Michael Saylor addressed this during an interview at a Binance event in Dubai. When asked about engagement with MSCI, he confirmed: "We're engaging in that process." But he pushed back on the JPMorgan estimates and downplayed the potential fallout, saying "It won't make any difference, in my opinion." His argument is that the company's long-term strategy remains intact regardless of index rules.
Market observers aren't so sure. They see it as a countdown to forced selling, with fundamentals taking a backseat to index mechanics. There's also a longer-term risk: if legislation like the CLARITY Act and GENIUS Act succeeds in reducing regulatory uncertainty around digital assets, institutions might find it easier to just buy Bitcoin directly. If holding Bitcoin becomes simpler and safer, why bother with a Bitcoin proxy that comes with debt, dilution, and corporate overhead?
From Software Company To Leveraged Bitcoin Machine
Strategy didn't start out this way. It used to be a software company. Now it's essentially a leveraged Bitcoin vehicle whose equity moves with BTC but with amplified volatility. Cantor Fitzgerald called it the market's preferred "leveraged BTC proxy."
The playbook is straightforward: issue equity and convertible debt, then plow nearly all the proceeds into Bitcoin. This strategy worked beautifully during bull markets, magnifying returns. But it also increased sensitivity to downturns, dilution, and debt-servicing obligations.
Much of the debt carries interest or preferred dividend rates of 8% to 10%, creating ongoing cash requirements. The $1.44 billion reserve buys time, but it highlights the burden of financing costs that ultimately fall on common shareholders.
Peter Schiff Turns Up The Heat
Economist Peter Schiff has criticized Strategy for years, but his warnings escalated sharply in recent months. Back in February, he flagged that issuing convertible notes while the stock traded below Bitcoin value would produce a "negative Bitcoin yield," undermining the whole point of the strategy.
By December 1, his tone turned darker. He argued that Strategy had reached "the beginning of the end," claiming that Saylor was selling shares not to accumulate Bitcoin but to raise dollars for debt service and dividend obligations. He called the strategy "a fraud" and declared the stock "broken."
The Dilution Problem
A 10-for-1 stock split in August 2024 boosted liquidity, but subsequent offerings have exploded the share count. In 2025 alone, Strategy raised roughly $20 billion through new equity and debt instruments. The share count has ballooned from around 95 million at the end of 2020 (post-split equivalent) to roughly 295 million by late 2025.
That's more than a 200% increase. Every new share dilutes the per-share claim on the Bitcoin treasury, which is a major reason the stock trades at a discount to gross holdings.
Why The Discount Actually Makes Sense
The gap between Strategy's market value and its Bitcoin holdings isn't a market error.

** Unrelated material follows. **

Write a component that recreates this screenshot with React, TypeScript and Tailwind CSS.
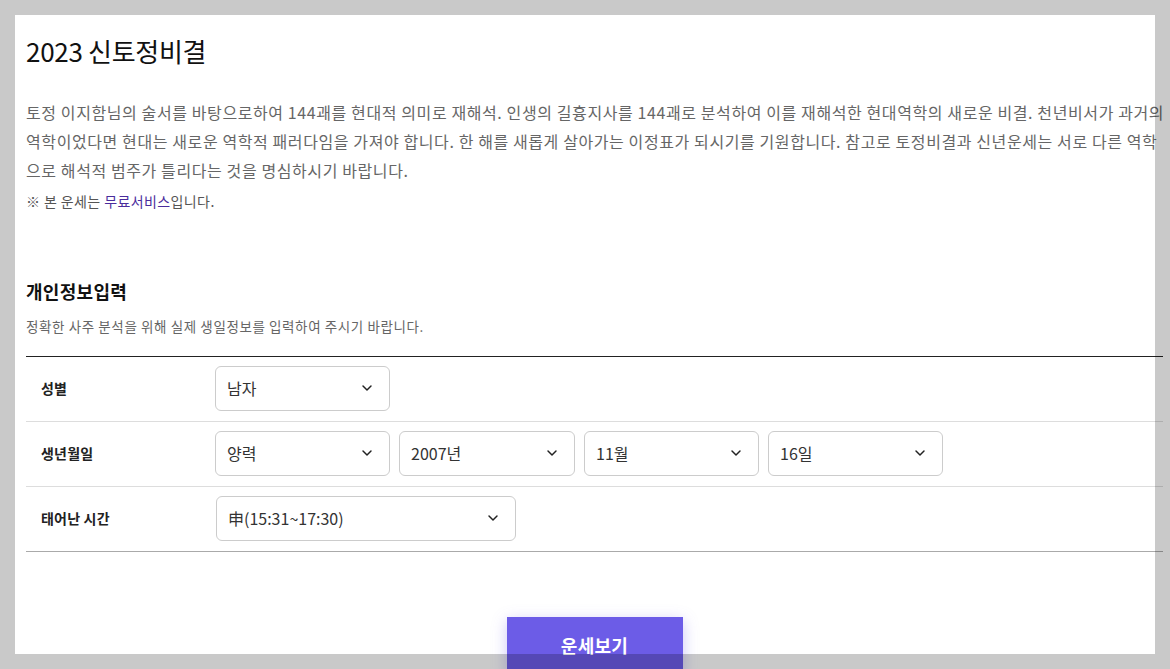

It's a reflection of real structural risks:
- Servicing $8.2 billion in debt and preferred dividends requires continuous liquidity, creating cash flow pressure.
- If Bitcoin ever needs to be sold to meet obligations, corporate tax applies, reducing the net value shareholders can capture.
- Leverage magnifies downside risk—a sharp Bitcoin decline could stress cash flow even with reserves in place.
- Converting large amounts of Bitcoin to cash involves execution risk and timing costs.
- Potential index removal could trigger billions in forced selling by passive funds.
- Future regulatory clarity may make direct Bitcoin ownership easier for institutions, reducing demand for proxies like Strategy.
These factors combine to create what analysts call a "structural risk haircut." The discount isn't irrational—it's the market pricing in the difference between owning Bitcoin directly and owning it through a leveraged corporate structure with debt, dilution, and operational complexity. Strategy's stock may be down, but the logic behind the valuation gap is surprisingly sound.